With $7.33 billion of EBITDA over the last 12 months, we view United Rentals’s 2.0× net-debt-to-EBITDA ratio as safe. We also see its $350 million of annual interest expenses as appropriate. The company’s profits give it plenty of breathing room, allowing it to continue investing in growth initiatives.
12. Key Takeaways from United Rentals’s Q4 Results
We struggled to find many positives in these results. Its EPS missed and its revenue fell slightly short of Wall Street’s estimates. Overall, this quarter could have been better. The stock traded down 5.1% to $857.50 immediately following the results.
13. Is Now The Time To Buy United Rentals?
Updated: January 28, 2026 at 5:27 PM EST
Are you wondering whether to buy United Rentals or pass?

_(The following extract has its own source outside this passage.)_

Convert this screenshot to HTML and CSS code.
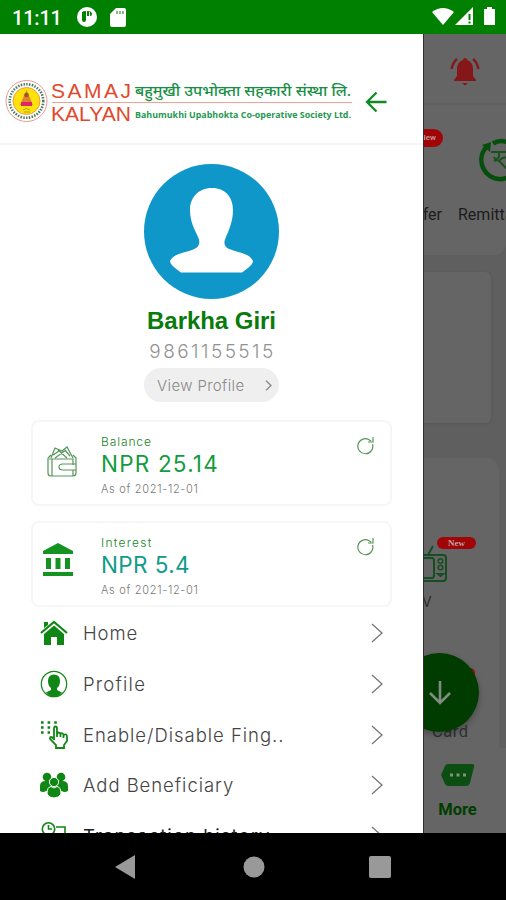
FILE: index.html
```html
<!DOCTYPE html>
<html lang="en">
<head>
<meta charset="utf-8">
<title>Samaj Kalyan</title>
<link rel="stylesheet" href="styles.css">
</head>
<body>
<div class="phone">
  <header class="status">
    <span class="clock">11:11</span>
    <svg class="st-app" width="20" height="20" viewBox="0 0 20 20"><circle cx="10" cy="10" r="10" fill="#fff"/><path d="M5 5Q6 4 9 4V13Q9 15 7 15Q5 15 5 13ZM10 4Q15 4 15 7Q15 9 13 9V5H12V9H10Z" fill="#008000"/></svg>
    <svg class="st-sd" width="16" height="19" viewBox="0 0 16 19"><path d="M6 0H14Q16 0 16 2V17Q16 19 14 19H2Q0 19 0 17V6Z" fill="#fff"/><path d="M7 3v3M10 3v3M13 3v3" stroke="#5da75d" stroke-width="1.500"/></svg>
    <span class="grow"></span>
    <svg width="64" height="20" viewBox="0 0 64 20"><path d="M0 5Q11-3 22 5L11 18Z" fill="#fff"/><path d="M23 18L41 0V18Z" fill="#fff"/><path d="M37.500 7v6M37.500 14.500v2" stroke="#008000" stroke-width="2"/><path d="M52 2h3V0h5v2h3V18H52Z" fill="#fff"/></svg>
  </header>

  <main class="stage">
    <aside class="drawer">
      <div class="brand">
        <svg width="353" height="50" viewBox="0 0 353 50">
          <circle cx="26.500" cy="26" r="20.500" fill="#fff" stroke="#e89a92"/>
          <circle cx="26.500" cy="26" r="16.800" fill="none" stroke="#4d7a60" stroke-width="2.600" stroke-dasharray="1.500 1.300"/>
          <circle cx="26.500" cy="26" r="13.500" fill="#ffe20a" stroke="#eb9c49"/>
          <path d="M26.500 15L30 23L33 30H20L23 23Z" fill="#e5812b"/><circle cx="26.500" cy="20" r="2.300" fill="#9b572e"/>
          <path d="M21 27H32V31H21Z" fill="#dc2868"/><path d="M23 35Q26 32 30 35M24 37H30" stroke="#a9a01c" fill="none"/>
          <text class="lg-red" x="51" y="22.500" textLength="80" lengthAdjust="spacing">SAMAJ</text>
          <text class="lg-red" x="51" y="46" textLength="80" lengthAdjust="spacingAndGlyphs">KALYAN</text>
          <path d="M52 27.500H352" stroke="#f3a190"/>
          <text class="lg-np" x="135" y="20.500" textLength="216" lengthAdjust="spacingAndGlyphs">बहुमुखी उपभोक्ता सहकारी संस्था लि.</text>
          <text class="lg-en" x="135" y="42.500" textLength="216" lengthAdjust="spacingAndGlyphs">Bahumukhi Upabhokta Co-operative Society Ltd.</text>
        </svg>
        <svg class="back" width="22" height="22" viewBox="0 0 22 22"><path d="M21.500 11H2M11.500 1.500L2 11L11.500 20.500" fill="none" stroke="#118a24" stroke-width="2.300"/></svg>
      </div>

      <section class="user">
        <svg width="135" height="135" viewBox="0 0 135 135"><circle cx="67.500" cy="67.500" r="67.500" fill="#1097c9"/><path d="M68 24C54 24 46 34 46 46C46 58 51 66 54 73C57 79 55 84 48 86C39 89 29 90 26 97Q26 100 31 104L37 108.500H98L104 104Q109 100 109 97C106 90 97 89 88 86C80 84 79 79 82 73C85 66 89 57 89 46C89 34 82 24 68 24Z" fill="#fff"/></svg>
        <h1 class="name">Barkha Giri</h1>
        <p class="phone-no">9861155515</p>
        <button class="view"><span>View Profile</span><svg width="7" height="11" viewBox="0 0 7 11"><path d="M1 .8L6 5.500L1 10.200" fill="none" stroke="#888" stroke-width="1.300"/></svg></button>
      </section>

      <section class="cards">
        <article class="card">
          <svg class="wallet" width="30" height="32" viewBox="0 0 30 32" fill="none" stroke="#55955a" stroke-width="1.200"><path d="M1 12V27Q1 30 4 30H26Q29 30 29 27V12L26 9M1 12L4 9M2 13H26V19M26 24V30M29 18H16Q12 18 12 21Q12 24 16 24H29M4 12L8 2L15 5L20 1L26 12M8 12L19 4M11 4L20 12M6 9L12 5M18 4L23 10M5 13V30"/></svg>
          <div class="info"><span class="label">Balance</span><strong class="amount green">NPR 25.14</strong><small>As of 2021-12-01</small></div>
          <svg class="refresh" width="17" height="18" viewBox="0 0 17 18"><path d="M15.500 7A7.500 7.500 0 1 1 12 2.700L14 4M16 0V5H11" fill="none" stroke="#55955a" stroke-width="1.200"/></svg>
        </article>
        <article class="card">
          <svg class="bank" width="32" height="34" viewBox="0 0 32 34"><path d="M16 0L31 8V11H1V8ZM4 15H9V26H4ZM13.500 15H18.500V26H13.500ZM23 15H28V26H23ZM1 29H31V33H1Z" fill="#159322"/></svg>
          <div class="info"><span class="label interest">Interest</span><strong class="amount teal">NPR 5.4</strong><small>As of 2021-12-01</small></div>
          <svg class="refresh" width="17" height="18" viewBox="0 0 17 18"><path d="M15.500 7A7.500 7.500 0 1 1 12 2.700L14 4M16 0V5H11" fill="none" stroke="#55955a" stroke-width="1.200"/></svg>
        </article>
      </section>

      <nav class="menu">
        <a class="row"><svg class="ico" viewBox="0 0 28 28"><path d="M1 14L14 3L27 14" fill="none" stroke="#108714" stroke-width="2.200"/><path d="M4 3H8V6L4 9ZM14 6.500L24 15V26H17V18H11V26H4V15Z" fill="#108714"/></svg><span class="t1">Home</span><svg class="chev" viewBox="0 0 12 20"><path d="M1 1L11 10L1 19"/></svg></a>
        <a class="row"><svg class="ico" viewBox="0 0 28 28"><circle cx="14" cy="14" r="12.700" fill="#fff" stroke="#108714" stroke-width="1.200"/><path d="M14 4.500Q20 4.500 20 11Q20 16 17 18V20L22 22.500Q18 27 14 27Q10 27 6 22.500L11 20V18Q8 16 8 11Q8 4.500 14 4.500Z" fill="#108714"/></svg><span class="t2">Profile</span><svg class="chev" viewBox="0 0 12 20"><path d="M1 1L11 10L1 19"/></svg></a>
        <a class="row"><svg class="ico" viewBox="0 0 28 28" fill="none" stroke="#108714"><path d="M1 1.500H17M1 6.500H12M1 11.500H10" stroke-width="2.600" stroke-dasharray="2.600 4"/><path d="M14 19V7.500Q14 5.500 15.500 5.500Q17 5.500 17 7.500V13Q18.500 10 20.500 13Q22.500 11 23.500 14Q27 12 27 16V20L24 24V27H16V24L10 18Q10 14 14 18M17 13V16M20.500 13V16M23.500 14V17" stroke-width="1.800"/></svg><span class="t3">Enable/Disable Fing..</span><svg class="chev" viewBox="0 0 12 20"><path d="M1 1L11 10L1 19"/></svg></a>
        <a class="row"><svg class="ico" viewBox="0 0 28 28" fill="#108714"><circle cx="7" cy="6" r="4.300"/><circle cx="21" cy="6" r="4.300"/><path d="M0 20V15Q0 10 6 10H22Q28 10 28 15V20Q24 22 22 20H6Q3 22 0 20Z"/><g stroke="#fff"><circle cx="14" cy="11" r="4.600"/><path d="M7 23Q7 16 11 15.500L14 17L17 15.500Q21 16 21 23Q19 27 14 27Q9 27 7 23Z"/></g></svg><span class="t4">Add Beneficiary</span><svg class="chev" viewBox="0 0 12 20"><path d="M1 1L11 10L1 19"/></svg></a>
        <a class="row"><svg class="ico" viewBox="0 0 28 28" fill="none" stroke="#108714" stroke-width="1.600"><circle cx="8.500" cy="7" r="6.200"/><path d="M8.500 3V7H12M16 5H25V25H5V15"/></svg><span class="t5">Transaction history</span><svg class="chev" viewBox="0 0 12 20"><path d="M1 1L11 10L1 19"/></svg></a>
      </nav>
    </aside>

    <div class="behind">
      <div class="top"><svg width="30" height="28" viewBox="0 0 30 28"><path d="M15 0Q17 0 17 2Q23 4 23 11V18L26 22V23H4V22L7 18V11Q7 4 13 2Q13 0 15 0ZM12 25H18L15 27.500Z" fill="#851719"/><path d="M7 1Q3 4 1.500 11M23 1Q27 4 28.500 11" fill="none" stroke="#851719" stroke-width="2.400"/></svg></div>
      <div class="services">
        <span class="badge b1">New</span>
        <svg class="remit" width="29" height="46" viewBox="0 0 29 46"><path d="M8 9.500A19.200 19.200 0 0 0 22 41.200Q26 41.200 30 39.500M15 5.500Q22 1 30 4.500" fill="none" stroke="#064e0b" stroke-width="4.500"/><path d="M4 7L13 4L12 14Z" fill="#064e0b"/><path d="M13 14H30M21 14V18Q21 21 17 21L16 19M16 23Q20 21 23 25M23 25L30 32M21 23Q25 18 30 20" fill="none" stroke="#16541c" stroke-width="2"/></svg>
        <div class="svc-names"><span class="transfer">Transfer</span><span>Remittance</span></div>
      </div>
      <div class="banner"></div>
      <div class="grid">
        <span class="badge b2">New</span>
        <svg class="tv" width="26" height="40" viewBox="0 0 26 40" fill="none" stroke="#174d22" stroke-width="2"><path d="M0 12H19Q22 12 22 15V35Q22 38 19 38H0M0 15H8Q10 15 10 18V32Q10 35 8 35H0M4 12L9 3"/><circle cx="16.500" cy="18" r="2.300" stroke-width="1.500"/><circle cx="16.500" cy="24.500" r="2.300" stroke-width="1.500"/><path d="M14 31H19L16.500 33Z"/></svg>
        <span class="tv-name">TV</span>
        <span class="card-name">Card</span>
      </div>
      <div class="more"><svg width="34" height="22" viewBox="0 0 34 22"><path d="M7 0H31Q34 0 33 3L29 19Q28 22 25 22H7Q5 22 4 20L0 11L4 2Q5 0 7 0Z" fill="#0c4e12"/><path d="M9 11h3M15.500 11h3M22 11h3" stroke="#83907f" stroke-width="3"/></svg><span>More</span></div>
      <i class="red-dot"></i>
      <div class="fab"><svg width="22" height="24" viewBox="0 0 22 24"><path d="M11 0V22M1 12L11 22L21 12" fill="none" stroke="#7f8c7f" stroke-width="2.600"/></svg></div>
    </div>
  </main>

  <footer class="sysnav">
    <svg width="20" height="24" viewBox="0 0 20 24"><path d="M0 12L20 0V24Z" fill="#999"/></svg>
    <svg class="home-dot" width="22" height="22" viewBox="0 0 22 22"><circle cx="11" cy="11" r="10.500" fill="#999"/></svg>
    <svg width="22" height="22" viewBox="0 0 22 22"><rect width="22" height="22" rx="2" fill="#999"/></svg>
  </footer>
</div>
</body>
</html>
```
FILE: styles.css
```css
* { box-sizing: border-box; }
body { margin: 0; font-family: Inter, "Liberation Sans", sans-serif; font-weight: 300; }
svg { display: block; flex: none; }
.phone { width: 506px; height: 900px; overflow: hidden; display: flex; flex-direction: column; }

.status { height: 34px; flex: none; background: #008000; display: flex; align-items: center; padding: 0 10px 0 12px; }
.clock { color: #fff; font: 500 20px/34px Roboto, sans-serif; letter-spacing: -.2px; width: 65px; padding-top: 2px; }
.st-sd { margin-left: 13px; }
.grow { flex: 1; }

.stage { height: 799px; flex: none; display: flex; overflow: hidden; }
.drawer { width: 423px; flex: none; background: #fff; height: 799px; overflow: hidden; }
.brand { height: 111px; border-bottom: 2px solid #f6f6f6; display: flex; padding-top: 41px; }
.back { margin: 16px 0 0 12px; }
.lg-red { font: 400 21px "Liberation Sans", sans-serif; fill: #e2492c; }
.lg-np { font: 500 15px "Noto Sans", "Noto Sans Devanagari", sans-serif; fill: #168f43; }
.lg-en { font: 700 9px "Open Sans", sans-serif; fill: #259850; }

.user { display: flex; flex-direction: column; align-items: center; padding-top: 19px; height: 275px; }
.name { margin: 6px 0 0; font: 700 24px/32px "Liberation Sans", sans-serif; color: #087b0b; letter-spacing: -.05px; }
.phone-no { margin: 0; height: 31px; font-size: 19px; line-height: 30px; color: #929292; letter-spacing: 2.450px; padding-left: 2px; }
.view { border: 0; width: 135px; height: 34px; border-radius: 17px; background: #efefef; padding: 0 7px 0 13px; display: flex; align-items: center; justify-content: space-between; font: 300 15px Inter, sans-serif; color: #888; letter-spacing: .4px; }

.cards { display: flex; flex-direction: column; gap: 15px; padding: 0 31px; }
.card { height: 86px; border: 2px solid #f6f6f6; border-radius: 8px; display: flex; padding: 11px 16px 0 0; }
.wallet { width: 30px; margin: 13px 0 0 14px; }
.bank { margin: 9px 0 0 9px; }
.info { display: flex; flex-direction: column; flex: 1; margin-left: 24px; }
.bank + .info { margin-left: 27px; }
.label { font-size: 12px; line-height: 17px; color: #178327; letter-spacing: .9px; }
.interest { letter-spacing: 1.250px; }
.amount { font-size: 22.500px; line-height: 29px; font-weight: 400; margin-top: -1px; }
.green { color: #129b3f; letter-spacing: 1.200px; }
.teal { color: #109b89; letter-spacing: .4px; }
.info small { font-size: 11px; line-height: 15px; color: #777; margin-top: 4px; letter-spacing: .7px; }
.refresh { margin-top: 4px; }

.menu { margin-top: 1px; }
.row { height: 50.700px; display: flex; align-items: center; padding: 0 40px; color: #444; font-size: 18.500px; }
.row span { flex: 1; margin-left: 15px; white-space: nowrap; }
.ico { width: 28px; height: 28px; }
.chev { width: 12px; height: 20px; fill: none; stroke: #777; stroke-width: 1.300; }
.t1 { letter-spacing: .9px; }
.t2 { letter-spacing: 1.200px; }
.t3 { letter-spacing: .970px; }
.t4 { letter-spacing: .950px; }
.row .t5 { color: #222; letter-spacing: 1.050px; font-weight: 400; }

.behind { position: relative; width: 83px; flex: none; background: #5f5f5f; overflow: hidden; border-left: 1px solid #303030; font: 400 15px Roboto, sans-serif; color: #1c1c1c; }
.top { height: 71px; border-bottom: 2px solid #606060; background: #656565; padding: 24px 0 0 26px; }
.services { position: relative; height: 150px; background: #656565; border-radius: 0 0 12px 0; padding-top: 33px; }
.remit { margin-left: 54px; }
.svc-names { display: flex; margin: 21px 0 0 -38px; gap: 16px; white-space: nowrap; font-size: 16px; line-height: 20px; }
.transfer { width: 56px; direction: rtl; }
.badge { position: absolute; background: #a00507; color: #c3a0a0; border-radius: 10px; text-align: center; font-weight: 500; }
.b1 { left: -23px; top: 24px; width: 42px; height: 18px; font-size: 8px; line-height: 18px; padding-left: 12px; }
.banner { margin-top: 17px; width: 67px; height: 151px; background: #656565; border-radius: 0 6px 6px 0; box-shadow: 0 1px 3px #555; }
.grid { position: relative; margin-top: 35px; width: 75px; height: 290px; background: #656565; border-radius: 0 12px 0 0; padding-top: 85px; }
.b2 { left: 13px; top: 79px; width: 39px; height: 12px; font: 700 9px/12px "Liberation Serif", serif; }
.tv-name { display: block; margin: 9px 0 0 -11px; line-height: 20px; color: #303030; }
.card-name { display: block; margin: 110px 0 0 8px; font-size: 16.500px; line-height: 20px; color: #303030; letter-spacing: .5px; }
.more { width: 82px; height: 85px; background: #656565; display: flex; flex-direction: column; align-items: center; padding: 16px 15px 0 0; }
.more span { margin-top: 14px; font-weight: 700; font-size: 16.500px; line-height: 20px; color: #003e00; }
.red-dot { position: absolute; left: 41px; top: 634px; width: 10px; height: 12px; border-radius: 6px; background: #8e1509; }
.fab { position: absolute; left: -24px; top: 619px; width: 79px; height: 79px; border-radius: 50%; background: #003c00; display: grid; place-items: center; box-shadow: 0 3px 6px #0004; }

.sysnav { height: 67px; flex: none; background: #000; display: flex; justify-content: space-between; padding: 0 115px; align-items: center; }
.home-dot { margin-left: 3px; }
```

We urge investors to not only consider the latest earnings results but also longer-term business quality and valuation as well.
When it comes to United Rentals’s business quality, there are some positives, but it ultimately falls short. First off, its revenue growth was exceptional over the last five years. And while United Rentals’s organic revenue growth has disappointed, its impressive operating margins show it has a highly efficient business model.
United Rentals’s P/E ratio based on the next 12 months is 19.1x. While this valuation is fair, the upside isn’t great compared to the potential downside. We're fairly confident there are better stocks to buy right now.
Wall Street analysts have a consensus one-year price target of $1,017 on the company (compared to the current share price of $857.50).